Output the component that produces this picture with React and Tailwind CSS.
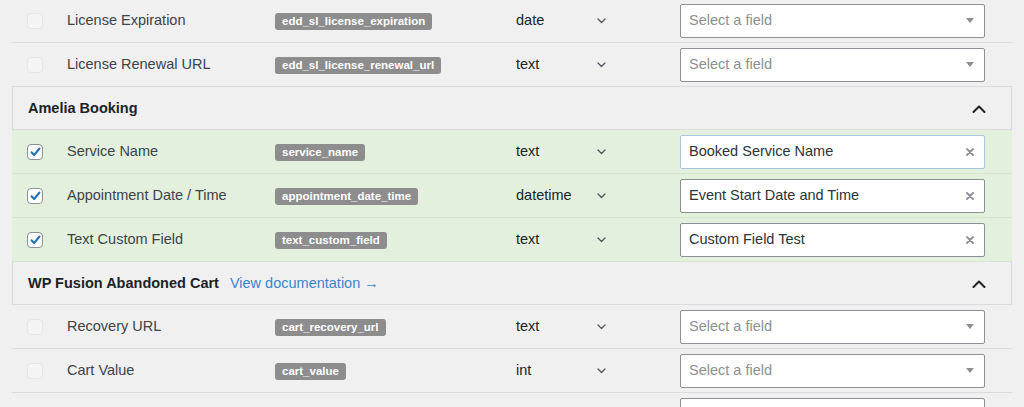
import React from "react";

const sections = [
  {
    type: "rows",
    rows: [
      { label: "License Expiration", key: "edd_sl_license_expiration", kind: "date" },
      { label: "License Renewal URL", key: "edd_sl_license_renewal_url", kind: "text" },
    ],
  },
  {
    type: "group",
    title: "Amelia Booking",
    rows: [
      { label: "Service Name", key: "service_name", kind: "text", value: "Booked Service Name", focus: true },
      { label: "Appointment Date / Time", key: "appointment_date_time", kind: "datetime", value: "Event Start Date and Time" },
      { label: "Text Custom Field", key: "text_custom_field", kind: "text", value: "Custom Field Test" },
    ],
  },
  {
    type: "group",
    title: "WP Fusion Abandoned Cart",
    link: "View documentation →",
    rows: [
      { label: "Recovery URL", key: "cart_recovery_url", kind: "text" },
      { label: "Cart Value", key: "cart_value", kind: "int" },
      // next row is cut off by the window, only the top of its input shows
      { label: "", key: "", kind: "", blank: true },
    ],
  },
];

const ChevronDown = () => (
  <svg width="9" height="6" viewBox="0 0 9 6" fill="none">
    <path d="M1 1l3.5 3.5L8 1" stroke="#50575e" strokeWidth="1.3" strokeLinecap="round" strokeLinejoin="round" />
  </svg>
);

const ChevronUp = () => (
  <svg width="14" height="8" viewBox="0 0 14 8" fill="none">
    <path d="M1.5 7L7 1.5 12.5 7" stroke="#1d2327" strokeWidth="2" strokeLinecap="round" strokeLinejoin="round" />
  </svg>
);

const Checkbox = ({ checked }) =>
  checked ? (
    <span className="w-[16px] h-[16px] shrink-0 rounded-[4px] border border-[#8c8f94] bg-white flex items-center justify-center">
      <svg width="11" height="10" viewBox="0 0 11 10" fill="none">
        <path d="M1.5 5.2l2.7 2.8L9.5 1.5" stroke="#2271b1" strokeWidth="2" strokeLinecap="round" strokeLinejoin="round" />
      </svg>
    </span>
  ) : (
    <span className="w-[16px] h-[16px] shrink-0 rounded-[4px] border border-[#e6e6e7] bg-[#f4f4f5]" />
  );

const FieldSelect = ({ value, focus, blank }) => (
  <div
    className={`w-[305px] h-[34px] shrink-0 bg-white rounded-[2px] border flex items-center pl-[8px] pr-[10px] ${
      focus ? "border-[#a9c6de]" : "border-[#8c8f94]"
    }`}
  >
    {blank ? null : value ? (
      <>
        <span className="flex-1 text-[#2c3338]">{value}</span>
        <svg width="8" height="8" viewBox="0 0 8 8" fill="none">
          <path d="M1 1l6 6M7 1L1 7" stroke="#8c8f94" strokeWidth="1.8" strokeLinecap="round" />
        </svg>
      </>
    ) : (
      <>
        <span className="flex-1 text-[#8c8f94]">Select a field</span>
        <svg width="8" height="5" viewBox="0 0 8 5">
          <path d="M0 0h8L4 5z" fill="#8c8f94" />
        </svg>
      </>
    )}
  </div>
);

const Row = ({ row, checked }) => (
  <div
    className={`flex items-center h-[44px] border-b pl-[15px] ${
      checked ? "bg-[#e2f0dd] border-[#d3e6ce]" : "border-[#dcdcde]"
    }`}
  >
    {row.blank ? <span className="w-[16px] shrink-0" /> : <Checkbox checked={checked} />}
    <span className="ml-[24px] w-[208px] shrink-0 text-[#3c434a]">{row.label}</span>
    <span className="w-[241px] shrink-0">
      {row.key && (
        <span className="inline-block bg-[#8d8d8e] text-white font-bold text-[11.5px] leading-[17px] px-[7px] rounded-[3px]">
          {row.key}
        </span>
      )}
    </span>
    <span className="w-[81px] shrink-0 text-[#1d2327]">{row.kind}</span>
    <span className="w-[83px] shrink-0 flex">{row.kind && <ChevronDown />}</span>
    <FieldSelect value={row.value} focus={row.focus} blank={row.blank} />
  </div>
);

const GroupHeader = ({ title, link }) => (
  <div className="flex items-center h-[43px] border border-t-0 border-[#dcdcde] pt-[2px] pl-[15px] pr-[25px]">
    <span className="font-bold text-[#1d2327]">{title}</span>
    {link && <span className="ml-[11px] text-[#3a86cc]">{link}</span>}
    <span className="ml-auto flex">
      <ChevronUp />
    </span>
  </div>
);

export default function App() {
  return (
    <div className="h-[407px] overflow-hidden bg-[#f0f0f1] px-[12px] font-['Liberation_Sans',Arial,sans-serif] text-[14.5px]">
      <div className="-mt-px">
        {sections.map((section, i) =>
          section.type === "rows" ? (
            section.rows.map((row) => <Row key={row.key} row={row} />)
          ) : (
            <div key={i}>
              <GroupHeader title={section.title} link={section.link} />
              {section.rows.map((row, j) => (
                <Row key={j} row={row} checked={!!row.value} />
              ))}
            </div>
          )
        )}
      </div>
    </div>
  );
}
● ● ● ● ●
#### SHORT EXERCISE
Make an exact copy of the listing above. Do not include the pictures.

#### COMPLETE RESPONSE
Output the component that produces this picture with React and Tailwind CSS.
import React from "react";

const sections = [
  {
    type: "rows",
    rows: [
      { label: "License Expiration", key: "edd_sl_license_expiration", kind: "date" },
      { label: "License Renewal URL", key: "edd_sl_license_renewal_url", kind: "text" },
    ],
  },
  {
    type: "group",
    title: "Amelia Booking",
    rows: [
      { label: "Service Name", key: "service_name", kind: "text", value: "Booked Service Name", focus: true },
      { label: "Appointment Date / Time", key: "appointment_date_time", kind: "datetime", value: "Event Start Date and Time" },
      { label: "Text Custom Field", key: "text_custom_field", kind: "text", value: "Custom Field Test" },
    ],
  },
  {
    type: "group",
    title: "WP Fusion Abandoned Cart",
    link: "View documentation →",
    rows: [
      { label: "Recovery URL", key: "cart_recovery_url", kind: "text" },
      { label: "Cart Value", key: "cart_value", kind: "int" },
      // next row is cut off by the window, only the top of its input shows
      { label: "", key: "", kind: "", blank: true },
    ],
  },
];

const ChevronDown = () => (
  <svg width="9" height="6" viewBox="0 0 9 6" fill="none">
    <path d="M1 1l3.5 3.5L8 1" stroke="#50575e" strokeWidth="1.3" strokeLinecap="round" strokeLinejoin="round" />
  </svg>
);

const ChevronUp = () => (
  <svg width="14" height="8" viewBox="0 0 14 8" fill="none">
    <path d="M1.5 7L7 1.5 12.5 7" stroke="#1d2327" strokeWidth="2" strokeLinecap="round" strokeLinejoin="round" />
  </svg>
);

const Checkbox = ({ checked }) =>
  checked ? (
    <span className="w-[16px] h-[16px] shrink-0 rounded-[4px] border border-[#8c8f94] bg-white flex items-center justify-center">
      <svg width="11" height="10" viewBox="0 0 11 10" fill="none">
        <path d="M1.5 5.2l2.7 2.8L9.5 1.5" stroke="#2271b1" strokeWidth="2" strokeLinecap="round" strokeLinejoin="round" />
      </svg>
    </span>
  ) : (
    <span className="w-[16px] h-[16px] shrink-0 rounded-[4px] border border-[#e6e6e7] bg-[#f4f4f5]" />
  );

const FieldSelect = ({ value, focus, blank }) => (
  <div
    className={`w-[305px] h-[34px] shrink-0 bg-white rounded-[2px] border flex items-center pl-[8px] pr-[10px] ${
      focus ? "border-[#a9c6de]" : "border-[#8c8f94]"
    }`}
  >
    {blank ? null : value ? (
      <>
        <span className="flex-1 text-[#2c3338]">{value}</span>
        <svg width="8" height="8" viewBox="0 0 8 8" fill="none">
          <path d="M1 1l6 6M7 1L1 7" stroke="#8c8f94" strokeWidth="1.8" strokeLinecap="round" />
        </svg>
      </>
    ) : (
      <>
        <span className="flex-1 text-[#8c8f94]">Select a field</span>
        <svg width="8" height="5" viewBox="0 0 8 5">
          <path d="M0 0h8L4 5z" fill="#8c8f94" />
        </svg>
      </>
    )}
  </div>
);

const Row = ({ row, checked }) => (
  <div
    className={`flex items-center h-[44px] border-b pl-[15px] ${
      checked ? "bg-[#e2f0dd] border-[#d3e6ce]" : "border-[#dcdcde]"
    }`}
  >
    {row.blank ? <span className="w-[16px] shrink-0" /> : <Checkbox checked={checked} />}
    <span className="ml-[24px] w-[208px] shrink-0 text-[#3c434a]">{row.label}</span>
    <span className="w-[241px] shrink-0">
      {row.key && (
        <span className="inline-block bg-[#8d8d8e] text-white font-bold text-[11.5px] leading-[17px] px-[7px] rounded-[3px]">
          {row.key}
        </span>
      )}
    </span>
    <span className="w-[81px] shrink-0 text-[#1d2327]">{row.kind}</span>
    <span className="w-[83px] shrink-0 flex">{row.kind && <ChevronDown />}</span>
    <FieldSelect value={row.value} focus={row.focus} blank={row.blank} />
  </div>
);

const GroupHeader = ({ title, link }) => (
  <div className="flex items-center h-[43px] border border-t-0 border-[#dcdcde] pt-[2px] pl-[15px] pr-[25px]">
    <span className="font-bold text-[#1d2327]">{title}</span>
    {link && <span className="ml-[11px] text-[#3a86cc]">{link}</span>}
    <span className="ml-auto flex">
      <ChevronUp />
    </span>
  </div>
);

export default function App() {
  return (
    <div className="h-[407px] overflow-hidden bg-[#f0f0f1] px-[12px] font-['Liberation_Sans',Arial,sans-serif] text-[14.5px]">
      <div className="-mt-px">
        {sections.map((section, i) =>
          section.type === "rows" ? (
            section.rows.map((row) => <Row key={row.key} row={row} />)
          ) : (
            <div key={i}>
              <GroupHeader title={section.title} link={section.link} />
              {section.rows.map((row, j) => (
                <Row key={j} row={row} checked={!!row.value} />
              ))}
            </div>
          )
        )}
      </div>
    </div>
  );
}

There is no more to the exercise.